The Climate Justice Alliance (CJA) and Indigenous Environmental Network (IEN), along with other US-based members of the social, environmental and climate justice communities and global alliances have platforms calling for leaving 80% of the current totality of fossil fuel reserves under the ground and ocean in order to avoid global temperatures rising to no more than 1.5°C. How will this transition away from fossil fuel extraction be organized within our respective communities? What will the consequences be for people, our communities, humanity, ecosystems, habitat and all life? Issues of climate and environmental injustice and equity cannot be avoided if such questions are to be addressed.
“Carbon pricing has come to dominate the white environmental and climate movements as well as the debate on how to curb climate change.
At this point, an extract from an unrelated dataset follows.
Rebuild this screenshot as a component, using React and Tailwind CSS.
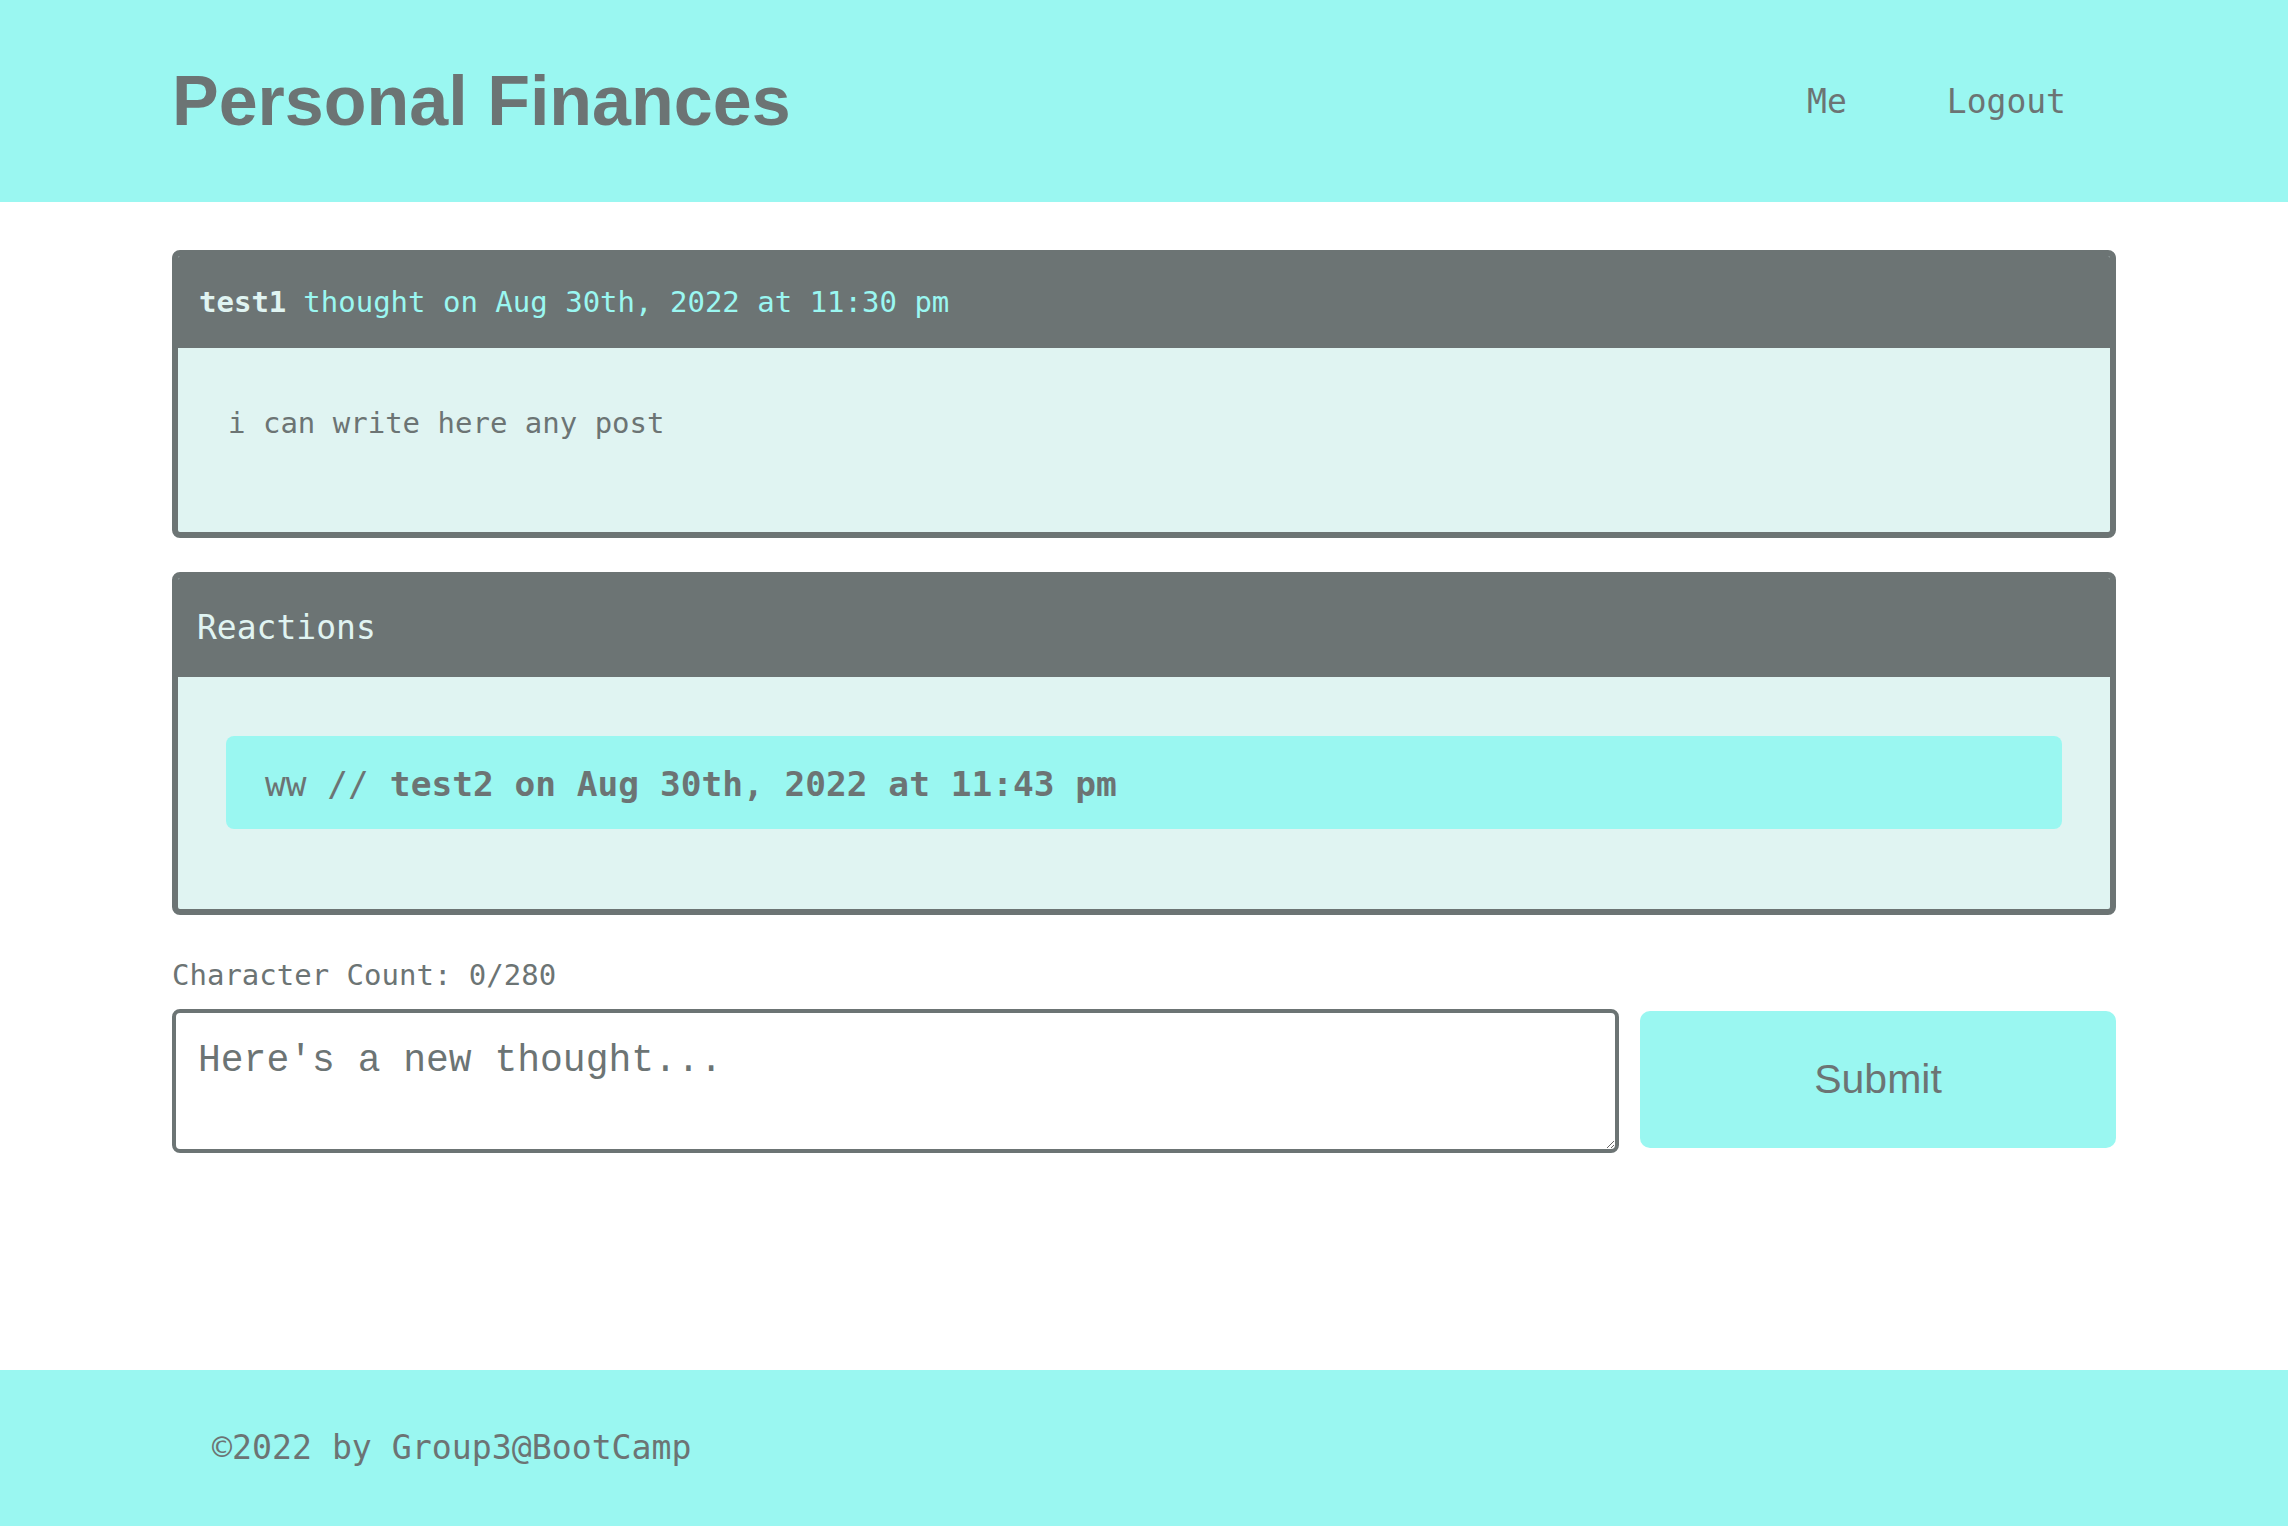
import { useState } from "react";

const mono = "font-['DejaVu_Sans_Mono',Menlo,monospace]";

function ThoughtCard() {
  return (
    <div className="rounded-lg border-[6px] border-[#6c7474] bg-[#e0f4f2] overflow-hidden">
      <div className="bg-[#6c7474] h-[92px] flex items-center px-[21px] pt-[2px] text-[29px]">
        <span className="font-bold text-[#e0f4f2]">test1</span>
        <span className="ml-[17px] text-[#9af7f1]">thought on Aug 30th, 2022 at 11:30 pm</span>
      </div>
      <div className="px-[50px] pt-[53px] pb-[87px] text-[29px] leading-[44px] text-[#6c7474]">
        <p>i can write here any post</p>
      </div>
    </div>
  );
}

function ReactionsCard() {
  return (
    <div className="rounded-lg border-[6px] border-[#6c7474] bg-[#e0f4f2] overflow-hidden">
      <div className="bg-[#6c7474] h-[99px] flex items-center px-[19px] text-[33px] text-[#e0f4f2]">
        Reactions
      </div>
      <div className="px-[48px] pt-[59px] pb-[80px]">
        <div className="bg-[#9af7f1] rounded-lg h-[93px] flex items-center px-[39px] pt-[5px] text-[34.5px] text-[#6c7474]">
          <span>ww //</span>
          <span className="ml-[21px] font-bold">test2 on Aug 30th, 2022 at 11:43 pm</span>
        </div>
      </div>
    </div>
  );
}

export default function App() {
  const [text, setText] = useState("");

  return (
    <div className={`min-h-screen flex flex-col bg-white ${mono}`}>
      {/* Header */}
      <header className="bg-[#9af7f1] h-[202px] flex items-center">
        <div className="w-[1944px] mx-auto flex items-center justify-between">
          <h1 className="font-['Liberation_Sans',Arial,sans-serif] font-bold text-[70px] text-[#6c7474] leading-none">
            Personal Finances
          </h1>
          <nav className="flex pt-[2px] text-[33px] text-[#6c7474]">
            <a className="px-[50px]">Me</a>
            <a className="px-[50px]">Logout</a>
          </nav>
        </div>
      </header>

      {/* Main */}
      <main className="flex-1 w-[1944px] mx-auto pt-[48px]">
        <div className="flex flex-col gap-[34px]">
          <ThoughtCard />
          <ReactionsCard />
        </div>

        <p className="mt-[40px] text-[29px] leading-[40px] text-[#6c7474]">
          Character Count: {text.length}/280
        </p>

        <div className="mt-[14px] flex gap-[21px] items-start">
          <textarea
            value={text}
            onChange={(e) => setText(e.target.value)}
            placeholder="Here's a new thought..."
            className="flex-1 h-[144px] rounded-lg border-4 border-[#6c7474] bg-white px-[22px] pt-[19px] pb-[24px] font-['Liberation_Mono','Courier_New',monospace] text-[38px] text-[#6c7474] placeholder-[#6c7474] outline-none"
          />
          <button className="w-[476px] h-[137px] mt-[2px] rounded-[10px] bg-[#9af7f1] font-['Liberation_Sans',Arial,sans-serif] text-[41px] text-[#6c7474]">
            Submit
          </button>
        </div>
      </main>

      {/* Footer */}
      <footer className="bg-[#9af7f1] h-[156px] flex items-center">
        <div className="w-[1944px] mx-auto px-[40px] text-[33.2px] text-[#6c7474]">
          ©2022 by Group3@BootCamp
        </div>
      </footer>
    </div>
  );
}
It is with grave concern that the Indigenous Environmental Network and the Climate Justice Alliance have come together to produce this series of publications on carbon pricing in response to the promotion of false solutions that continue to concentrate power, imprison communities, and solely focuses on carbon emissions and not root causes. Although the publication is aimed primarily at a North American audience, we hope that it can also be a useful tool for communities elsewhere who are impacted by – and are resisting – carbon pricing and all of its synonyms as a master strategy for tackling global warming.”
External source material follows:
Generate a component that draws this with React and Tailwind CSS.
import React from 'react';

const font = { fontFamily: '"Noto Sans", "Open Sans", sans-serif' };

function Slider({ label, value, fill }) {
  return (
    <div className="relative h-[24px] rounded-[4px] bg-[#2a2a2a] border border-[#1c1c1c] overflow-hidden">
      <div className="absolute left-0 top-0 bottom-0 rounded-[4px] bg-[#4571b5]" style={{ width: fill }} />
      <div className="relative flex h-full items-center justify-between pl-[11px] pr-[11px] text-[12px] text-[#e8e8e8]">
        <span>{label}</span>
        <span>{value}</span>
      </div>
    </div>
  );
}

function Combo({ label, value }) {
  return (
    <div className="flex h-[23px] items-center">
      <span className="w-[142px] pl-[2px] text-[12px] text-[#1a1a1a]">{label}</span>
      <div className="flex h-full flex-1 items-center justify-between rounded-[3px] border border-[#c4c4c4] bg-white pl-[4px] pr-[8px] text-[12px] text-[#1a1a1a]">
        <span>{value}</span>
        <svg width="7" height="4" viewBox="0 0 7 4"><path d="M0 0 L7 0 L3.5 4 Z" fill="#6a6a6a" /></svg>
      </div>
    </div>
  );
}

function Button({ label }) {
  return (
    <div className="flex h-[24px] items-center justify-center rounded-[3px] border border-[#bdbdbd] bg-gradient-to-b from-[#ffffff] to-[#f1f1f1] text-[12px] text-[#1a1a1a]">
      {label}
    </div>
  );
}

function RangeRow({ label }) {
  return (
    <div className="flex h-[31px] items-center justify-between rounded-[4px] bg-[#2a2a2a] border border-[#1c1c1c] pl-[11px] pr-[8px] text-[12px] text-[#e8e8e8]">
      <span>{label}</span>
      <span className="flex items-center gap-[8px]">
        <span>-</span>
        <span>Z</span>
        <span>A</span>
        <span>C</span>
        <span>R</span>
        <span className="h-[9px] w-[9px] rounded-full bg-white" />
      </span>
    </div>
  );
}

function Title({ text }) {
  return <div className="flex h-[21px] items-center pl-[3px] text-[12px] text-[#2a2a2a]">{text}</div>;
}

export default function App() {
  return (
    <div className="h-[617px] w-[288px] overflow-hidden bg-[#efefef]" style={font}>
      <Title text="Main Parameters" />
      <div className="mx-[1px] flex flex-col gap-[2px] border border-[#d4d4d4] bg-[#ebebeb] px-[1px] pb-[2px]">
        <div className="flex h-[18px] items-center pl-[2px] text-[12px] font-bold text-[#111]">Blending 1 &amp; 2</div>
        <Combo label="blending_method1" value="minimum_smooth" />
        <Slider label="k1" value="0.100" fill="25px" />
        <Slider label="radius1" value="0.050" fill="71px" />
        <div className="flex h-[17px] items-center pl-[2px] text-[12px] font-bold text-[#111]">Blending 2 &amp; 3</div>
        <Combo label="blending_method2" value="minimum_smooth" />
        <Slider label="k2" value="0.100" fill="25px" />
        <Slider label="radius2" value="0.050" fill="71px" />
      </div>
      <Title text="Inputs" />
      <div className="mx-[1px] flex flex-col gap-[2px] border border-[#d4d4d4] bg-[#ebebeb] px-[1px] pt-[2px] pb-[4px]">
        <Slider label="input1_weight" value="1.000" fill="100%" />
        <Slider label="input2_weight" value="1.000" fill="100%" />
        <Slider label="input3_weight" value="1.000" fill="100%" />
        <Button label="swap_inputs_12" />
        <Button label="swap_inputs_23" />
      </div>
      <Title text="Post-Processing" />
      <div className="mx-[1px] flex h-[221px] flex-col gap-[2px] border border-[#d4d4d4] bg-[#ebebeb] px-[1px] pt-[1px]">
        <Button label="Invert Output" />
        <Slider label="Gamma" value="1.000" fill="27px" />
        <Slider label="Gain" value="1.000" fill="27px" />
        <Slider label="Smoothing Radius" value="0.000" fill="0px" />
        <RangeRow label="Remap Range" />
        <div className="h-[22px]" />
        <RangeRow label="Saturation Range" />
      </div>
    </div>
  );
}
“…because tradeable carbon pollution permits are used mainly to hedge and speculate rather than comply with state-set caps, cap and trade systems will always intrinsically be “unable to set the steady and sustainable carbon price that is theoretically required to drive firms’ investments in low-carbon technologies” (Berta, Gautherat and Gun 2016). So perhaps the first question for carbon market advocates who claim that carbon price signals will lead toward climate action and a greener capitalism should be: What price signal?”